Music releases are available at independent labels like Intransitive Recordings, and Nihilist Records.

Kommissar Hjuler und Frau performed at several festivals like Colour out of Space Festival at Brighton, Zappanale, UND #6/ART Karlsruhe, Festival Bruit de la Neige at Annecy, Avantgarde Festival Schiphorst, Blurred Edges Hamburg, Incubate Festival Tilburg, Rapid Ear Movement Festival by Projektgruppe Neue Musik e. V. Bremen, Brise°3 festival Flensburg, and at artists' venues like Morden Tower, Cafe Oto, Z33 Kunstencentrum, MS Stubnitz, Weserburg, iLLUSEUM Amsterdam, Gängeviertel Hamburg, Upper Church Gallery Edinburgh, Centre For Contemporary Art Warsaw/Ujazdów Castle, Museum of Modern Fine Art on Dmitrovskaya (Rostov on Don), KM Music Conservatory, Boekie Woekie Amsterdam, Lokaal01 Breda, Grambacht Mechelen, Extrapool, Künstlerhaus Sootbörn, or Mary Bauermeister's performance space.

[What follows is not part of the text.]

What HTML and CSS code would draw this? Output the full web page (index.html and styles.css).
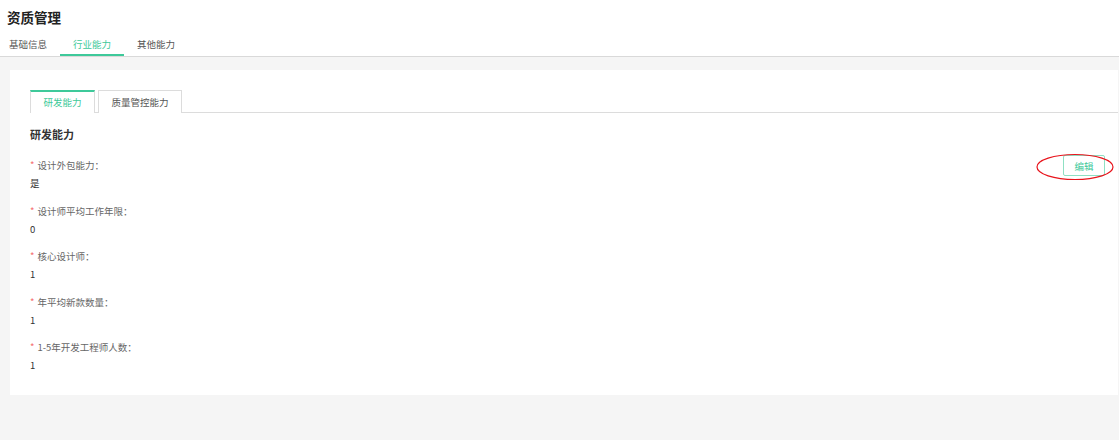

His visual art has been exhibited in solo and groups shows at locations like the Institute of Contemporary Arts, Schloss Liedberg (Korschenbroich), Museum Obere Saline (Bad Kissing), Neues Museum Weserburg, Haus der Kleinen Künste (München), Kunstverein Harburger Bahnhof (Hamburg), Hamburger Bahnhof (Berlin), Atelierhaus & Galerie A24 (Bergisch-Gladbach), Jan van Eyck Academie, Sallis Benny Theatre (Brighton), VAC Gallery (Northwich), Museum Huelsmann Bielefeld, Museum of Contemporary Art Australia, Museum Brasileiro da Escultura (São Paulo) and at several galleries like Kunstraum Winterthur, Galerie Cross Art (Berlin), Itami City Gallery (Japan), fzkke Euskichen, kunsTTempel (Kassel), The Box (Düsseldorf), ARTpool (St. Petersburg), Fabbrica Immagine (Rome), Flux Factory (Long Island City), Chicago Cultural Center, 6028 Gallery (Chicago), Eyedrum. Selected art works are part of collections like Artpool Art Research Center, Avant Writing Collection by the Ohio State University, Fondazione Bonotto, the VAC Archive Northwich, the Jan van Eyck Academie, the Wolf Vostell Archive, and the ZKM Karlsruhe.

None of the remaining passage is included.